In the case of EC2, it’s also possible to specify where a new instance deployed geographically and Amazon will also guarantee that the data won’t leave the regional borders. Though many marketers might fear a TalkTalk-style hacking episode, that particular breach had nothing to do with server hosting.
“If I were a hacker searching for customer data, I would look for a marketing agency with an in-house server,” says Weston. “For hosting, you need to actively assure security and apply the same parameters and policies that you would to an in-house server.
“You need to make sure all the end points are secure, that all data is encrypted and your staff are well trained in security processes,” he continues. “Obtain independent security reviews of your infrastructure. Even if a hacker did manage to access a server, your other tiers of logical security should prevent them getting hold of any data.”
Whether private or public, or supporting Hadoop or SQL Server, it’s clear that cloud infrastructure is becoming the de facto standard for marketing technology. Platforms like Amazon RDS offer massive agility, letting new businesses start up immediately with no capital investment. Private clouds may not be as flexible, particularly when it comes to scaling down, but they still beat most in-house installations on cost.

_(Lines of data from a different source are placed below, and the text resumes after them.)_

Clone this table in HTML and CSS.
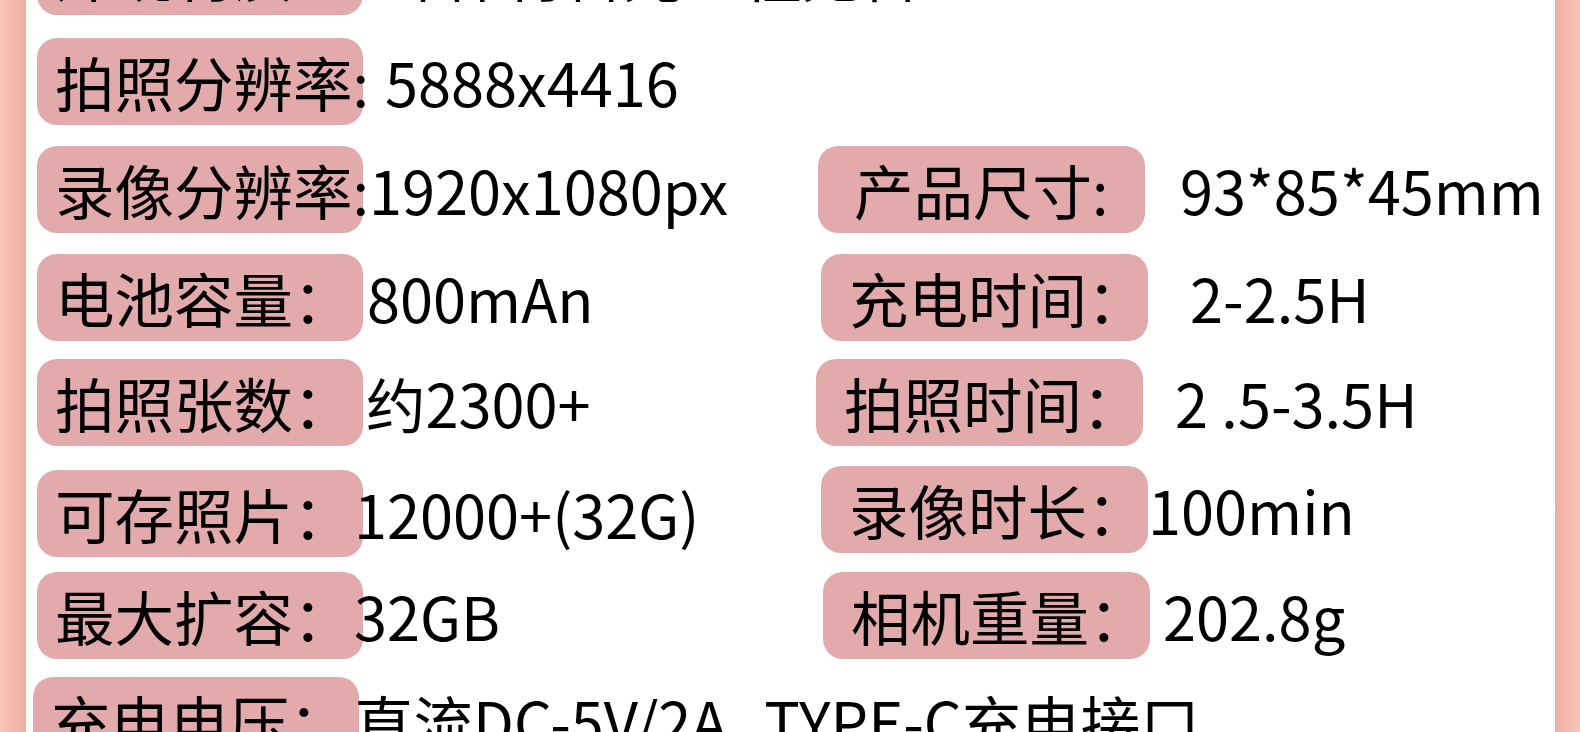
FILE: index.html
```html
<!DOCTYPE html>
<html lang="zh-CN">
<head>
<meta charset="utf-8">
<title>产品参数</title>
<link rel="stylesheet" href="styles.css">
</head>
<body>
<div class="page">
  <div class="strip strip-left"></div>
  <main class="sheet">
    <div class="specs">
      <div class="cell cell-wide">
        <span class="label">外观材质：</span>
        <span class="value m22">环保材料光工程无害</span>
      </div>

      <div class="cell cell-wide">
        <span class="label">拍照分辨率:</span>
        <span class="value m22">5888x4416</span>
      </div>

      <div class="cell">
        <span class="label">录像分辨率:</span>
        <span class="value m6">1920x1080px</span>
      </div>
      <div class="cell right nudge-n1">
        <span class="label pad-wide">产品尺寸:</span>
        <span class="value m35">93*85*45mm</span>
      </div>

      <div class="cell">
        <span class="label">电池容量：</span>
        <span class="value m4">800mAn</span>
      </div>
      <div class="cell right nudge-2">
        <span class="label">充电时间：</span>
        <span class="value m42">2-2.5H</span>
      </div>

      <div class="cell">
        <span class="label">拍照张数：</span>
        <span class="value m3">约2300+</span>
      </div>
      <div class="cell right nudge-n3">
        <span class="label">拍照时间：</span>
        <span class="value m32">2 .5-3.5H</span>
      </div>

      <div class="cell">
        <span class="label">可存照片：</span>
        <span class="value mn9">12000+(32G)</span>
      </div>
      <div class="cell right nudge-2 lift">
        <span class="label">录像时长：</span>
        <span class="value m0">100min</span>
      </div>

      <div class="cell">
        <span class="label">最大扩容：</span>
        <span class="value mn9">32GB</span>
      </div>
      <div class="cell right nudge-4">
        <span class="label">相机重量：</span>
        <span class="value m13">202.8g</span>
      </div>

      <div class="cell cell-wide shift-left">
        <span class="label">充电电压：</span>
        <span class="value mn5 spaced">直流DC-5V/2A&nbsp;&nbsp;TYPE-C充电接口</span>
      </div>
    </div>
  </main>
  <div class="strip strip-right"></div>
</div>
</body>
</html>
```

FILE: styles.css
```css
* {
  box-sizing: border-box;
}

html, body {
  margin: 0;
  padding: 0;
  background: #ffffff;
}

.page {
  display: flex;
  width: 1580px;
  height: 732px;
  overflow: hidden;
  font-family: "Noto Sans CJK SC", "Noto Sans", sans-serif;
  color: #000000;
}

.strip {
  flex: 0 0 auto;
  height: 100%;
}

.strip-left {
  width: 26px;
  background: linear-gradient(to right, #fbc4b3, #eeaea3);
}

.strip-right {
  width: 25px;
  background: linear-gradient(to right, #eeafa4, #fac4b4);
}

.sheet {
  flex: 1 1 auto;
  background: #ffffff;
  padding-left: 11px;
  overflow: hidden;
}

.specs {
  display: grid;
  grid-template-columns: 782px 1fr;
  grid-template-rows: 110px 108px 108px 105px 111px 102px 105px 87px;
  margin-top: -72px;
}

.cell {
  display: flex;
  align-items: center;
  align-self: start;
  height: 87px;
  white-space: nowrap;
  font-size: 59.5px;
  line-height: 87px;
}

.cell-wide {
  grid-column: 1 / -1;
}

.label {
  flex: 0 0 auto;
  width: 326px;
  height: 87px;
  padding-left: 18px;
  border-radius: 20px;
  background: #e3aaab;
}

.right .label {
  width: 327px;
  padding-left: 28px;
}

.right .label.pad-wide {
  padding-left: 36px;
}

.shift-left {
  margin-left: -4px;
}

.lift {
  margin-top: -4px;
}

.nudge-n1 { margin-left: -1px; }
.nudge-n3 { margin-left: -3px; }
.nudge-2 { margin-left: 2px; }
.nudge-4 { margin-left: 4px; }

.value {
  flex: 0 0 auto;
}

.spaced {
  word-spacing: 5px;
}

.m0 { margin-left: 0; }
.m3 { margin-left: 3px; }
.m4 { margin-left: 4px; }
.m6 { margin-left: 6px; }
.m13 { margin-left: 13px; }
.m22 { margin-left: 22px; }
.m32 { margin-left: 32px; }
.m35 { margin-left: 35px; }
.m42 { margin-left: 42px; }
.mn5 { margin-left: -5px; }
.mn9 { margin-left: -9px; }
```
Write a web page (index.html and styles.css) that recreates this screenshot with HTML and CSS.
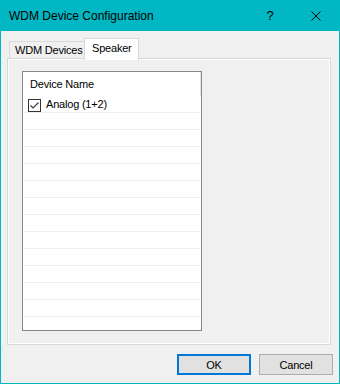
FILE: index.html
```html
<!DOCTYPE html>
<html lang="en">
<head>
    <meta charset="UTF-8">
    <title>WDM Device Configuration</title>
    <link rel="stylesheet" href="styles.css">
</head>
<body>
    <div class="window">
        <div class="titlebar">
            <span class="title">WDM Device Configuration</span>
            <span class="caption-btn help">?</span>
            <span class="caption-btn close">
                <svg width="10" height="10" viewBox="0 0 10 10">
                    <path d="M0.5 0.5 L9.5 9.5 M9.5 0.5 L0.5 9.5" stroke="#000" stroke-width="1" fill="none"/>
                </svg>
            </span>
        </div>
        <div class="content">
            <div class="tabs">
                <div class="tab">WDM Devices</div>
                <div class="tab active">Speaker</div>
            </div>
            <div class="panel">
                <div class="list">
                    <div class="list-header">Device Name</div>
                    <div class="list-row">
                        <span class="check">
                            <svg width="11" height="11" viewBox="0 0 11 11">
                                <path d="M1.5 5.5 L4 8 L9.5 2.5" stroke="#333" stroke-width="1.1" fill="none"/>
                            </svg>
                        </span>
                        Analog (1+2)
                    </div>
                    <div class="list-row"></div>
                    <div class="list-row"></div>
                    <div class="list-row"></div>
                    <div class="list-row"></div>
                    <div class="list-row"></div>
                    <div class="list-row"></div>
                    <div class="list-row"></div>
                    <div class="list-row"></div>
                    <div class="list-row"></div>
                    <div class="list-row"></div>
                    <div class="list-row"></div>
                    <div class="list-row"></div>
                </div>
            </div>
            <div class="buttons">
                <button class="btn default">OK</button>
                <button class="btn">Cancel</button>
            </div>
        </div>
    </div>
</body>
</html>
```

FILE: styles.css
```css
body {
    margin: 0;
    font-family: "Liberation Sans", Arial, sans-serif;
    font-size: 11px;
    letter-spacing: -0.2px;
    color: #000;
}
.window {
    width: 340px;
    height: 384px;
    box-sizing: border-box;
    background-color: #00b7c3;
    padding: 0 1px 1px 1px;
    display: flex;
    flex-direction: column;
}
.titlebar {
    height: 31px;
    display: flex;
    align-items: center;
    flex-shrink: 0;
    font-size: 12px;
    letter-spacing: 0;
}
.title {
    padding-left: 8px;
    flex: 1;
}
.caption-btn {
    width: 46px;
    height: 31px;
    display: flex;
    align-items: center;
    justify-content: center;
}
.help {
    font-size: 13px;
}
.content {
    flex: 1;
    background-color: #f0f0f0;
    padding: 7px 6px 0 6px;
    display: flex;
    flex-direction: column;
}
.tabs {
    display: flex;
    align-items: flex-end;
    height: 20px;
    margin-left: 2px;
}
.tab {
    position: relative;
    width: 76px;
    height: 17px;
    box-sizing: border-box;
    border: 1px solid #d9d9d9;
    border-bottom: none;
    padding-left: 5px;
    line-height: 17px;
    white-space: nowrap;
    background-color: #f0f0f0;
}
.tab.active {
    width: 55px;
    height: 22px;
    margin-bottom: -2px;
    margin-left: -1px;
    padding-left: 7px;
    line-height: 19px;
    background-color: #fff;
    z-index: 1;
}
.panel {
    height: 287px;
    box-sizing: border-box;
    margin-right: 2px;
    border: 1px solid #d9d9d9;
    box-shadow: inset 0 0 0 1px #fff;
    padding: 12px 0 0 14px;
}
.list {
    width: 180px;
    height: 260px;
    box-sizing: border-box;
    border: 1px solid #828790;
    background-color: #fff;
    overflow: hidden;
}
.list-header {
    height: 24px;
    line-height: 24px;
    padding-left: 7px;
    border-right: 1px solid #e5e5e5;
}
.list-row {
    height: 16px;
    line-height: 16px;
    margin: 0 1px;
    padding-left: 4px;
    border-bottom: 1px solid #f0f0f0;
    display: flex;
}
.check {
    width: 13px;
    height: 13px;
    box-sizing: border-box;
    border: 1px solid #333;
    margin: 3px 5px 0 0;
    display: flex;
}
.buttons {
    display: flex;
    justify-content: flex-end;
    gap: 8px;
    margin-top: 9px;
}
.btn {
    width: 74px;
    height: 21px;
    box-sizing: border-box;
    background-color: #e1e1e1;
    border: 1px solid #adadad;
    font-family: inherit;
    font-size: 11px;
    letter-spacing: inherit;
    padding: 0;
    color: #000;
}
.btn.default {
    border: 2px solid #0078d7;
}
```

The classic reasons for outsourcing also support the shift to the cloud: a focus on core competencies and added competitive advantage. Data-driven marketing is in a transition stage, slowly moving from building and managing everything in-house to a service-based set-up. If your company is great at creating software or analysing customer data, why still build and manage your own commodity hardware? “The days of hosting your data in your own data centre should be well behind us,” concludes Weston. “Options like MS Azure, AWS and Rackspace offer a safe, available service 365 days a year – that’s their business.”